13.2. Changes, amendments and other collateral agreements to these GCS or to concluded contracts must be made in writing. This also applies to this written form requirement.
13.3. These GCS and a contract concluded on the basis of these GCS shall remain binding even if individual conditions are invalid.
13.4. The Seller and its affiliated companies shall be entitled to store and process data relating to business transactions in accordance with the applicable national provisions and the European General Data Protection Regulation (GDPR).
The Seller shall be responsible for compliance with the relevant provisions, which, unless otherwise agreed, shall be governed the law of the Federal Republic of Germany, insofar as products manufactured in Germany are exported. The Buyer shall be responsible for observing and implementing the relevant foreign trade regulations (e.g. import licenses, foreign exchange transfer permits, etc.) and other laws applicable outside the Federal Republic of Germany.

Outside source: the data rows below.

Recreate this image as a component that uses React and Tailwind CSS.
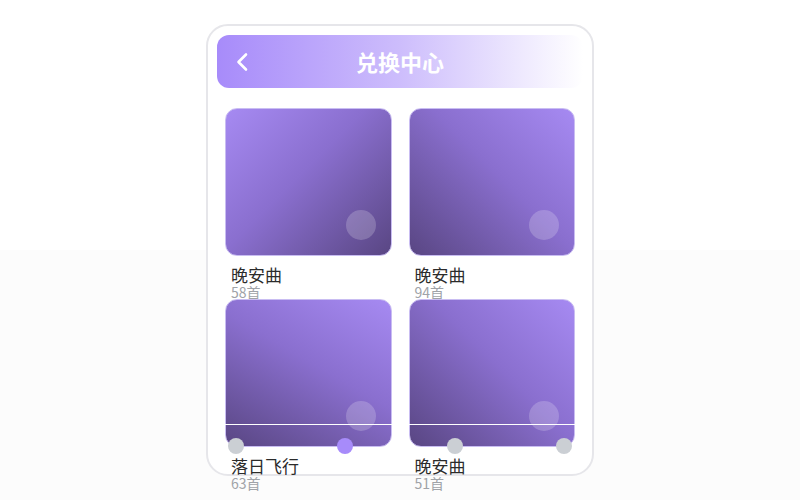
const items = [
  { title: '晚安曲', count: '58首', grad: 'bg-[linear-gradient(135deg,#a68af2_0%,#8a6fcf_45%,#594683_100%)]' },
  { title: '晚安曲', count: '94首', grad: 'bg-[linear-gradient(225deg,#a68af2_0%,#8a6fcf_45%,#594683_100%)]' },
  { title: '落日飞行', count: '63首', grad: 'bg-[linear-gradient(210deg,#a68af2_0%,#8a6fcf_45%,#594683_100%)]' },
  { title: '晚安曲', count: '51首', grad: 'bg-[linear-gradient(225deg,#a68af2_0%,#8a6fcf_45%,#594683_100%)]' },
];

const dots = [false, true, false, false];

function AlbumCard({ item }) {
  return (
    <div className="flex flex-col">
      <div className={`relative h-[150px] rounded-[12px] border border-[#c9bdf2] ${item.grad}`}>
        <div className="absolute bottom-[15px] right-[15px] h-[30px] w-[30px] rounded-full bg-white/20" />
      </div>
      <p className="mt-[9px] pl-[6px] text-[17px] leading-[20px] text-[#2b2b2b]">{item.title}</p>
      <p className="pl-[6px] text-[14px] leading-[14px] text-[#a0a3a8]">{item.count}</p>
    </div>
  );
}

export default function App() {
  return (
    <div
      className="flex h-[500px] justify-center bg-[linear-gradient(to_bottom,#ffffff_50%,#fcfcfc_50%)] pt-[24px]"
      style={{ fontFamily: '"Noto Sans CJK SC", "Noto Sans", sans-serif' }}
    >
      <div className="relative h-[452px] w-[388px] rounded-[22px] border-2 border-[#e6e6ea] bg-white p-[9px]">
        <header className="relative flex h-[53px] items-center justify-center rounded-[12px] bg-[linear-gradient(90deg,#a78bfa_0%,#cdbdfc_50%,#ffffff_100%)]">
          <svg className="absolute left-[18px] top-[17px]" width="14" height="20" viewBox="0 0 14 20" fill="none">
            <polyline points="11,2.5 3.5,10 11,17.5" stroke="white" strokeWidth="2.6" strokeLinecap="round" strokeLinejoin="round" />
          </svg>
          <h1 className="text-[22px] font-bold text-white">兑换中心</h1>
        </header>
        <div className="mt-[20px] grid auto-rows-[191px] grid-cols-2 gap-x-[17px] px-2">
          {items.map((item, i) => (
            <AlbumCard key={i} item={item} />
          ))}
        </div>
        <div className="absolute left-[10px] right-[10px] top-[398px]">
          <div className="h-px bg-white" />
          <div className="mt-[13px] flex justify-between px-[10px]">
            {dots.map((active, i) => (
              <span key={i} className={`h-4 w-4 rounded-full ${active ? 'bg-[#a78bfa]' : 'bg-[#cbcfd4]'}`} />
            ))}
          </div>
        </div>
      </div>
    </div>
  );
}
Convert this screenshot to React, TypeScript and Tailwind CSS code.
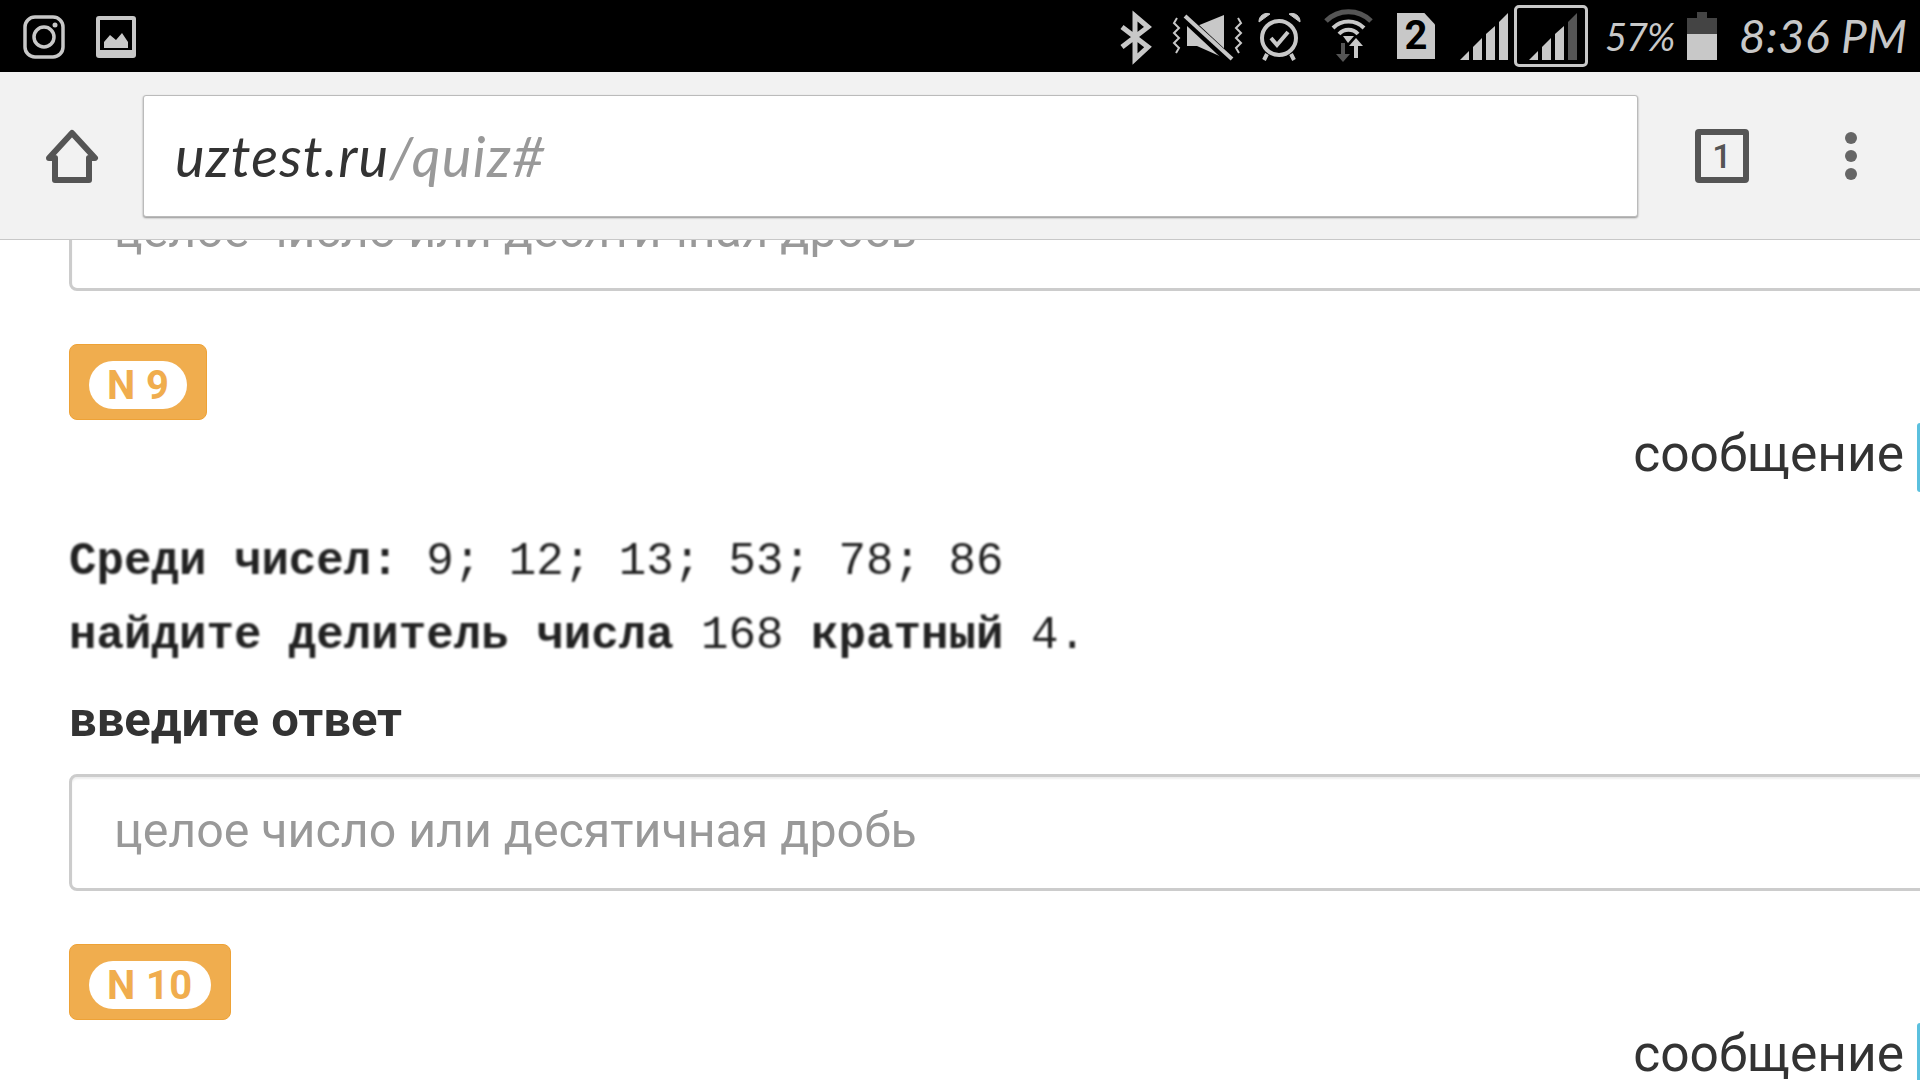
const Signal = ({ last }: { last: string }) => (
  <svg viewBox="0 0 49 72" className="w-[49px] h-[72px] shrink-0">
    <polygon points="0,60 9,51 9,60" fill="#c8c8c8" />
    <polygon points="13,47 22,38 22,60 13,60" fill="#c8c8c8" />
    <polygon points="26,34 35,26 35,60 26,60" fill="#c8c8c8" />
    <polygon points="39,22 48,13 48,60 39,60" fill={last} />
  </svg>
);

const Question = ({ n }: { n: number }) => (
  <div className="flex flex-col">
    <div className="flex items-center self-start h-[76px] px-[19px] pt-[5px] rounded-[8px] bg-[#f0ad4e] border border-[#eea236]">
      <span className="flex items-center h-[48px] px-[18px] pt-[2px] rounded-full bg-white text-[#f0ad4e] text-[40px] font-bold tracking-[0.4px]">N {n}</span>
    </div>
    <div className="flex justify-end items-center gap-[13px] mt-[3px] h-[69px]">
      <span className="text-[51.5px] leading-none text-[#333] -mt-[8px]">сообщение</span>
      <span className="w-[3px] h-[69px] rounded-l-[4px] bg-[#5bc0de]" />
    </div>
    <div className="mt-[33px] font-['Liberation_Mono',monospace] text-[45.8px] leading-[74px] text-[#222] whitespace-nowrap blur-[1px]">
      <div><b>Среди чисел:</b> 9; 12; 13; 53; 78; 86</div>
      <div><b>найдите делитель числа</b> 168 <b>кратный</b> 4.</div>
    </div>
    <div className="mt-[22px] h-[50px] text-[49px] leading-[50px] font-bold text-[#333]">введите ответ</div>
    <Answer />
  </div>
);

const Answer = () => (
  <input
    readOnly
    placeholder="целое число или десятичная дробь"
    className="mt-[29px] block w-[1900px] h-[117px] pl-[42px] pb-[4px] rounded-[8px] border-[3px] border-[#ccc] bg-white text-[48.3px] placeholder:text-[#999] shadow-[inset_0_2px_2px_rgba(0,0,0,0.07)] outline-none"
  />
);

export default function App() {
  return (
    <div className="relative w-[1920px] h-[1080px] overflow-hidden bg-white font-['Roboto',sans-serif]">
      <header className="absolute inset-x-0 top-0 z-10">
        <div className="flex items-center justify-between h-[72px] bg-black pl-[23px] pr-[15px]">
          <div className="flex items-center gap-[31px]">
            <svg viewBox="0 0 42 72" className="w-[42px] h-[72px]" fill="none" stroke="#c8c8c8" strokeWidth="3.5">
              <rect x="2" y="17" width="38" height="40" rx="10" />
              <circle cx="21" cy="37" r="10" />
              <circle cx="32" cy="25" r="2.5" fill="#c8c8c8" stroke="none" />
            </svg>
            <svg viewBox="0 0 40 72" className="w-[40px] h-[72px]">
              <path d="M3 16h34a3 3 0 0 1 3 3v36a3 3 0 0 1-3 3H3a3 3 0 0 1-3-3V19a3 3 0 0 1 3-3z" fill="#c8c8c8" />
              <rect x="4" y="20" width="32" height="30" fill="#000" />
              <polygon points="8,48 8,42 14,35 20,40 26,33 32,42 32,48" fill="#c8c8c8" />
            </svg>
          </div>
          <div className="flex items-center">
            <svg viewBox="0 0 33 72" className="w-[33px] h-[72px]" fill="none" stroke="#c8c8c8" strokeWidth="5">
              <path d="M3 27 L29 47 L16 59 V16 L29 27 L3 47" />
            </svg>
            <svg viewBox="0 0 71 72" className="ml-[20px] w-[71px] h-[72px]">
              <polygon points="15,26 25,26 52,15 52,58 25,46 15,46" fill="#c8c8c8" />
              <path d="M13 18 L58 60" stroke="#000" strokeWidth="9" />
              <path d="M13 16 L60 59" stroke="#c8c8c8" strokeWidth="4" />
              <path d="M5 18 l-3 5 l5 5 l-5 5 l5 5 l-5 5 l5 5 l-3 5" fill="none" stroke="#c8c8c8" strokeWidth="2" />
              <path d="M66 18 l3 5 l-5 5 l5 5 l-5 5 l5 5 l-5 5 l3 5" fill="none" stroke="#c8c8c8" strokeWidth="2" />
            </svg>
            <svg viewBox="0 0 45 72" className="ml-[14px] w-[45px] h-[72px]" fill="none" stroke="#c8c8c8">
              <circle cx="22" cy="38" r="17" strokeWidth="4" />
              <path d="M14 38 l6 7 l11 -13" strokeWidth="4" />
              <path d="M2 22 a8 8 0 0 1 11 -8 z M43 22 a8 8 0 0 0 -11 -8 z" fill="#c8c8c8" strokeWidth="1" />
              <path d="M10 54 l-3 6 M34 54 l3 6" strokeWidth="4" />
            </svg>
            <svg viewBox="0 0 49 72" className="ml-[22px] w-[49px] h-[72px]" fill="none">
              <path d="M2 21 A32 32 0 0 1 47 21" stroke="#555" strokeWidth="5" />
              <path d="M9 28 A22 22 0 0 1 40 28" stroke="#c8c8c8" strokeWidth="4" />
              <path d="M15 34 A13 13 0 0 1 34 34" stroke="#c8c8c8" strokeWidth="4" />
              <polygon points="24,43 19,36 30,36" fill="#c8c8c8" />
              <path d="M19 43 V55" stroke="#555" strokeWidth="4" />
              <polygon points="12,54 26,54 19,62" fill="#555" />
              <path d="M32 41 V58" stroke="#c8c8c8" strokeWidth="4" />
              <polygon points="25,46 39,46 32,38" fill="#c8c8c8" />
            </svg>
            <div className="ml-[24px] relative w-[38px] h-[46px] bg-[#c8c8c8] [clip-path:polygon(0_0,72%_0,100%_25%,100%_100%,0_100%)] flex items-center justify-center text-black text-[40px] font-bold leading-none">2</div>
            <div className="ml-[25px]"><Signal last="#c8c8c8" /></div>
            <div className="ml-[5px] w-[74px] h-[62px] rounded-[5px] border-[3px] border-[#c8c8c8] flex items-center justify-end pr-[7px]">
              <div className="-my-[10px]"><Signal last="#555" /></div>
            </div>
            <span className="ml-[17px] w-[71px] font-['Lato',sans-serif] italic text-[38px] text-[#c8c8c8] tracking-[-1px] whitespace-nowrap leading-none">57%</span>
            <svg viewBox="0 0 30 72" className="ml-[11px] w-[30px] h-[72px]">
              <rect x="10" y="12" width="10" height="7" fill="#444" />
              <rect x="0" y="18" width="30" height="16" fill="#444" />
              <rect x="0" y="34" width="30" height="26" fill="#c8c8c8" />
            </svg>
            <span className="ml-[22px] w-[166px] font-['Lato',sans-serif] italic text-[46px] text-[#c8c8c8] tracking-[0.4px] whitespace-nowrap leading-none">8:36 PM</span>
          </div>
        </div>
        <div className="flex items-center h-[168px] bg-[#f2f2f2] border-b border-[#c8c8c8] pl-[45px]">
          <svg viewBox="0 0 54 54" className="w-[54px] h-[54px] shrink-0" fill="none" stroke="#555" strokeWidth="6" strokeLinejoin="round">
            <path d="M27 4 L50 29 H44 V51 H10 V29 H4 Z" />
          </svg>
          <div className="ml-[44px] flex items-center w-[1495px] h-[122px] rounded-[3px] bg-white border border-[#bbb] shadow-[0_1px_2px_rgba(0,0,0,0.4)] pl-[31px] font-['Lato',sans-serif] italic text-[56px] whitespace-nowrap">
            <span className="text-[#333] tracking-[1.2px]">uztest.ru</span>
            <span className="text-[#999] tracking-[1.4px]">/quiz#</span>
          </div>
          <div className="ml-[57px] flex items-center justify-center w-[54px] h-[54px] rounded-[4px] border-[6px] border-[#555] text-[#555] text-[34px] font-medium leading-none">1</div>
          <div className="ml-[96px] flex flex-col gap-[6px]">
            <span className="w-[12px] h-[12px] rounded-full bg-[#666]" />
            <span className="w-[12px] h-[12px] rounded-full bg-[#666]" />
            <span className="w-[12px] h-[12px] rounded-full bg-[#666]" />
          </div>
        </div>
      </header>
      <main className="flex flex-col pl-[69px] pt-[145px]">
        <Answer />
        <div className="mt-[53px]"><Question n={9} /></div>
        <div className="mt-[53px]"><Question n={10} /></div>
      </main>
    </div>
  );
}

15.1. All disputes arising in connection with agreements based on these GCS shall be finally settled at the registered office of the Seller (place of arbitration) in accordance with the Rules of Arbitration of the International Chamber of Commerce in Paris, excluding the ordinary courts of law, by one or more arbitrators appointed in accordance with these Rules.
15.2. Instead of the arbitration court competent in accordance with Clause 15.1, the state courts competent at the Seller's principal place of business shall have sole and final jurisdiction in the case of Buyers registered in one of the member states of the European Union or in the European Free Trade Association (EFTA, in particular Iceland, Liechtenstein, Norway, Switzerland).
15.3. In any case, the Seller shall also be entitled to appeal to the state courts at the Buyer's place of business. In this respect, the jurisdiction according to Sections 15.1 and 15.2 is not applicable.
15.4. These GCS and all contracts concluded under these GCS are subject to the law of the Federal Republic of Germany. The application of the United Nations Convention on Contracts for the International Sale of Goods (CISG) of 11.04.1980 is excluded.